Sculpting biofilm architecture to control their function. (A) Role of biosurfactants in Pseudomonas putida biofilm architecture. Images displayed vertical sections of biofilms grew in flow chamber during 3 days in presence or absence of rhamnoses. IsoF correspond to the wild-type strain and PL2 strain to a conditional mutant in which the native promoter region of psoA (a gene coding a large non-ribosomal peptide synthethase which directs the biosynthesis of the two cyclic lipopeptide biosurfactants putisolvin I and II) has been replaced with the rhamnose-inducible PrhaB promoter (adapted from Carcamo-Oyarce et al., 2015).

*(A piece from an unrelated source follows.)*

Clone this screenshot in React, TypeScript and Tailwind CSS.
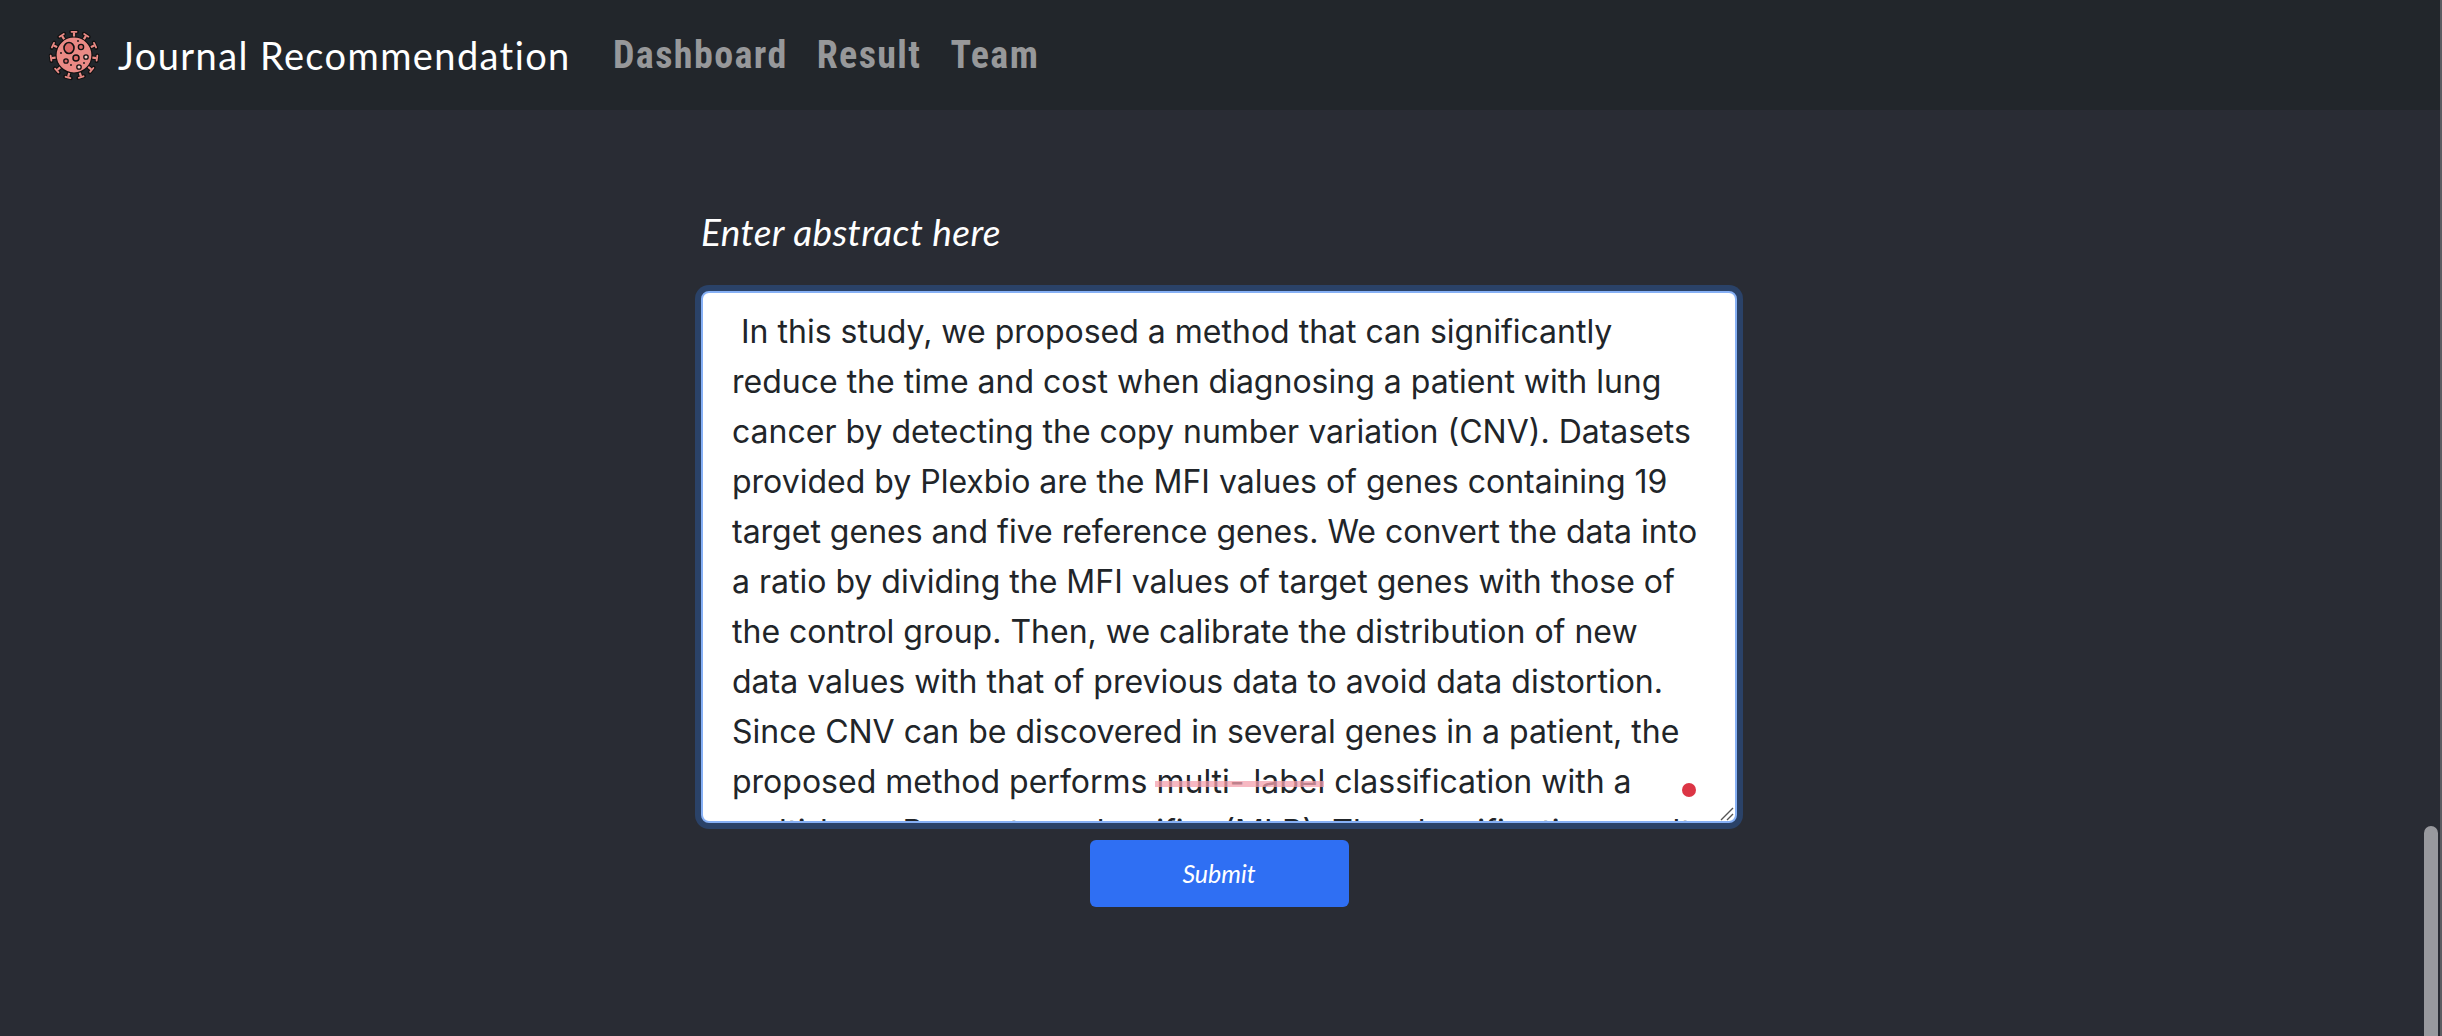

Addition of 0.2% rhamnose in growth medium of PL2 lead to the recovery of the flat wild-type biofilm structure suggesting that putisolvins promote the colonization of the substratum. (B) Predation by protozoa affects biofilms spatial organization during gravity-driven dead-end ultrafiltration and induces higher permeate fluxes (adapted from Derlon et al., 2012). (C) Green bacilli creates transient pores in the biofilm matrix of Staphylococcus aureus, leading to an increased sensitivity to biocide action as described in Houry et al. (2012) (courtesy of Julien Deschamps, INRA).